I'm so lucky to have found something I'm so passionate about. People go their entire lives not ever discovering a true passion. They have a career but they would never do it unpaid. They have hobbies but they're not consumed by it. How lucky I am to be hopelessly in love with photography and making art.

To create is to live twice.
— Albert Camus

I think what I love about photography the most is the innovation. My passion is fueled by inspiration and imagination, an idea in my head that I need to express in physical form. I love test shoots - getting to experiment with all sorts of subjects and unique beauties in any art direction I desire. I love art directing - styling fashion and creating the set. I love creating something new, something people have never seen before. I love challenging myself to create beauty out of the ordinary. Those are the shoots that make me happiest.

But I hate business. I hate commercial advertising. Photography is too special for me to sell out. To be "successful" as a photographer you make your way up, working with large teams and large scales and large shoots, which include art directors and stylists and set designers and people doing all the things I love to do. It includes reference boards and expectations and budget limitations. I don't want to be just a body clicking a shutter. 

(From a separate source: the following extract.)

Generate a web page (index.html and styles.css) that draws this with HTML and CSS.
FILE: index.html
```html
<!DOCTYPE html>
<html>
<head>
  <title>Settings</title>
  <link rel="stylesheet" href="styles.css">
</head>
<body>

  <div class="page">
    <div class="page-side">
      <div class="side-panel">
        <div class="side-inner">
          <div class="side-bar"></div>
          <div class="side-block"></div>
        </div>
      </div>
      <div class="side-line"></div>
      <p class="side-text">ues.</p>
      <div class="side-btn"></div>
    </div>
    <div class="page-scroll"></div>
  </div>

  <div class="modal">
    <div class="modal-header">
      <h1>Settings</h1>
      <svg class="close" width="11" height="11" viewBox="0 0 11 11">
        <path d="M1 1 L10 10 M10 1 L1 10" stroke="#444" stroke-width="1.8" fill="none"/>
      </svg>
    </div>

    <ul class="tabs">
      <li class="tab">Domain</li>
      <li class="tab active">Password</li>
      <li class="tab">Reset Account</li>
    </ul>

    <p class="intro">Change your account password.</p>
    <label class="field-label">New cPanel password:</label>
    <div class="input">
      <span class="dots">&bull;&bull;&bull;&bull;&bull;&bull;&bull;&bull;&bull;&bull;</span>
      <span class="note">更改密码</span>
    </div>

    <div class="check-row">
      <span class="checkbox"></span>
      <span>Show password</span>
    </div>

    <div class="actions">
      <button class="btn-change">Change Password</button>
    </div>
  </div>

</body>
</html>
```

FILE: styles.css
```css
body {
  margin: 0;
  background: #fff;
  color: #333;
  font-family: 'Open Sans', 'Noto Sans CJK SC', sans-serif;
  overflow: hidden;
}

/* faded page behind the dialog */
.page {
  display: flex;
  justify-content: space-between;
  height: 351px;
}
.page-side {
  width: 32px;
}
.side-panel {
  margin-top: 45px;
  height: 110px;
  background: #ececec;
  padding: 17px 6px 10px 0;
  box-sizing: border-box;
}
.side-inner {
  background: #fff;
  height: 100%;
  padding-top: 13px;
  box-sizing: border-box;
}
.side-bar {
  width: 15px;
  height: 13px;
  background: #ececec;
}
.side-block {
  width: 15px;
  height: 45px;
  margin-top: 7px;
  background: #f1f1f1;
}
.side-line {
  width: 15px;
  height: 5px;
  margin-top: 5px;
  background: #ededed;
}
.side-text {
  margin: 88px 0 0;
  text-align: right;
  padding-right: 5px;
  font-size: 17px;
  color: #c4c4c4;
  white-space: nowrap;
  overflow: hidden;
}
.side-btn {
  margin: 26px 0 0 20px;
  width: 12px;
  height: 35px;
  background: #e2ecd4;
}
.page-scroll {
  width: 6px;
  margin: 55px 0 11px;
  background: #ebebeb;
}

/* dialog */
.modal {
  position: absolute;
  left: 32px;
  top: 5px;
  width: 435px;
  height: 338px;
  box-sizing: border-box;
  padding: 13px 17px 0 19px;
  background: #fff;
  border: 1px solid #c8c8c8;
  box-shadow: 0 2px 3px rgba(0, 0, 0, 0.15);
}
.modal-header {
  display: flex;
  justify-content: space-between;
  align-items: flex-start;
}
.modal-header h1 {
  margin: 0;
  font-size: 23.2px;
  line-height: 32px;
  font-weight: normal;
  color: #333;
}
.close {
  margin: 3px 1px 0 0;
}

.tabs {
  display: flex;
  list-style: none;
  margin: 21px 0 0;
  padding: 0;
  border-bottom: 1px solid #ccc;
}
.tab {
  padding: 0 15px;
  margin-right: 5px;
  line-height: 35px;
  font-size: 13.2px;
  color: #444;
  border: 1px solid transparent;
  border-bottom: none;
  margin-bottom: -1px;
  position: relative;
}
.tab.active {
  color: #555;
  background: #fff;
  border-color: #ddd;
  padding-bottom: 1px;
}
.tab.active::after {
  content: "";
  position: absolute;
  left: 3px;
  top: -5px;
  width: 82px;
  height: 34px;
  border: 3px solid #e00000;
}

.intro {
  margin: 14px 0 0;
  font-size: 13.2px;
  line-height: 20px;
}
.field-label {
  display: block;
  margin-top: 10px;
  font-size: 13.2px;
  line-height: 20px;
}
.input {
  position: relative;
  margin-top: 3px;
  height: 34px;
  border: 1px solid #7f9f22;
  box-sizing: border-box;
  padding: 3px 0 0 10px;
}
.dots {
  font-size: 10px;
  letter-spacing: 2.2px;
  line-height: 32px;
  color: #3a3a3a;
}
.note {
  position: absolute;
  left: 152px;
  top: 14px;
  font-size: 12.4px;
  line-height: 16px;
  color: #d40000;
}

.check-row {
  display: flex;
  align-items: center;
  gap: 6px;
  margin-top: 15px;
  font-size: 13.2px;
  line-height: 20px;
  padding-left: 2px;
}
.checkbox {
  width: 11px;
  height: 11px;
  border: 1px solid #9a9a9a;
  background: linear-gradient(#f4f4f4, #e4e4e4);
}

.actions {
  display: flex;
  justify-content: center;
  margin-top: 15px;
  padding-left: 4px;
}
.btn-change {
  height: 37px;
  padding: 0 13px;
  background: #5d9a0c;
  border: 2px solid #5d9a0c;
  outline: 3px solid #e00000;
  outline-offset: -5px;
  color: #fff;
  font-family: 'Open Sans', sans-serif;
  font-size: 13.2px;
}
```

In addition, you have to compete. (How can you compete in art?) Lower prices, better portfolio (super subjective), more school (puh-lease), and more connections (!!!) It's networking, producing, negotiating, comprising. Where is the art??!?

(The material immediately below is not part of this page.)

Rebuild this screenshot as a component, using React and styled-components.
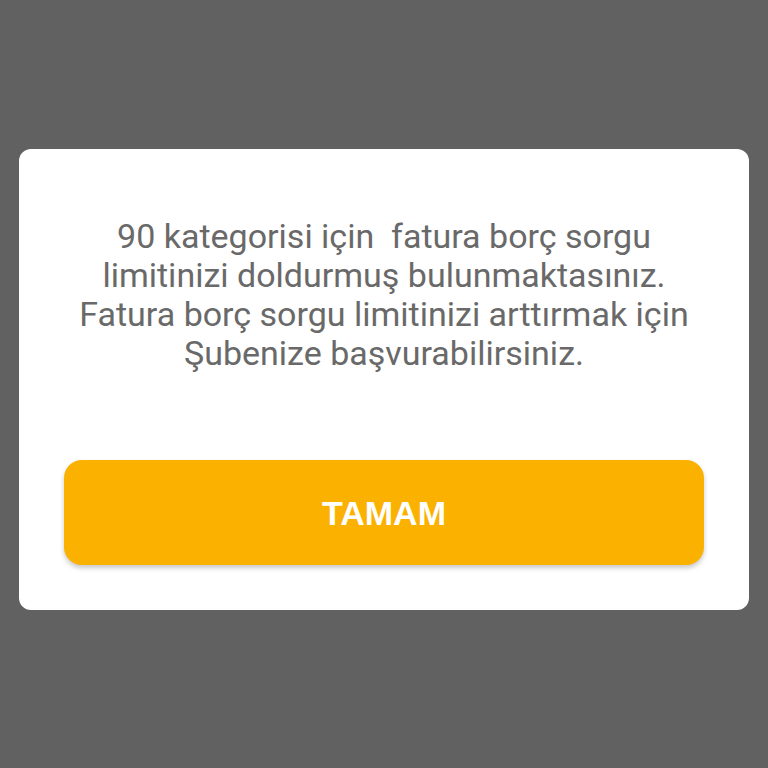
import React from 'react'
import styled, { createGlobalStyle } from 'styled-components';

const GlobalStyle = createGlobalStyle`
    html, body {
        margin: 0;
        padding: 0;
        background-color: #616161;
    }
`;

const Overlay = styled.div`
    width: 768px;
    height: 768px;
    box-sizing: border-box;
    padding-top: 149px;
    display: flex;
    justify-content: center;
    background-color: #616161;
`;

const Dialog = styled.div`
    width: 730px;
    height: 461px;
    box-sizing: border-box;
    padding: 68px 45px 45px;
    background-color: #ffffff;
    border-radius: 12px;
    display: flex;
    flex-direction: column;
    align-items: center;
`;

const Message = styled.p`
    margin: 0;
    font-family: Roboto, "Noto Sans", sans-serif;
    font-size: 34px;
    line-height: 39px;
    color: #696969;
    text-align: center;
    white-space: pre-line;
`;

const ConfirmButton = styled.button`
    margin-top: auto;
    width: 100%;
    height: 105px;
    flex-shrink: 0;
    padding-top: 3px;
    border: none;
    border-radius: 18px;
    background-color: #fbb100;
    color: #ffffff;
    font-family: "Liberation Sans", Arial, sans-serif;
    font-weight: bold;
    font-size: 34px;
    box-shadow: 0 3px 5px rgba(0, 0, 0, 0.22);
    cursor: pointer;
`;

const App = () => {
    return (
        <>
            <GlobalStyle />
            <Overlay>
                <Dialog>
                    <Message>
                        {'90 kategorisi için \u00a0fatura borç sorgu\nlimitinizi doldurmuş bulunmaktasınız.\nFatura borç sorgu limitinizi arttırmak için\nŞubenize başvurabilirsiniz.'}
                    </Message>
                    <ConfirmButton>TAMAM</ConfirmButton>
                </Dialog>
            </Overlay>
        </>
    )
}

export default App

Furthermore, horror stories about what happens behind the scenes in the industry scares me. I don't want to work in an industry that preys on young people in both career-related and sexual harassment-inducing ways. A quote from a BoF article reads "The problem goes much deeper than models and photographers. Powerful editors, stylists and casting directors are also known to routinely engage in sexual misconduct, exerting their positions of industry power to abuse young women and men who, much like those climbing the ranks in Hollywood, are often compelled to consent to their own exploitation for fear of losing out on career-enhancing jobs." 

Another op-ed article delves deeper into the Hollywood and fashion worlds, talking about the sexual nature in the marketing of fashion. It promotes a youth-driven hyper sexualized culture you must buy into to be a part of. In these creative industries, there are few rules and regulations, therefore allowing a powerful few to take advantage of everyone else for their own benefit. This volatile industry thrives on this culture.


When I got to New York, I was amazed by the options. So many photography rental companies and locations and resources and fashion. But I feel like my work didn't even come close to the work I did in SLO. Those hours slaving away in the tiny little Cal Poly Photo Department photo studio and driving to the sand dunes - that was magic. That was beyond ordinary, something different from anything people are used to. In New York, everyone shoots fashion. Everyone shoots bloggers and e-commerce and weird conceptual fashion and high-maintenance celebrities. It's all the same. Trends are established and followed, and quantity is emphasized over quality. There is a never-ending flow of new trends and new talents that rise fast but fall faster. You put yourself into the cycle that chews you up and spits you out. Is that worth it?

If I want to create good work for myself, I need to have limitations. Constraints make us more creative. It's the process that is thrilling and passion-fueling. So I'm back in California, chasing after a more mature, slightly more grown-up dream. Maybe photography isn't the career for me, but it's something better - it's my art.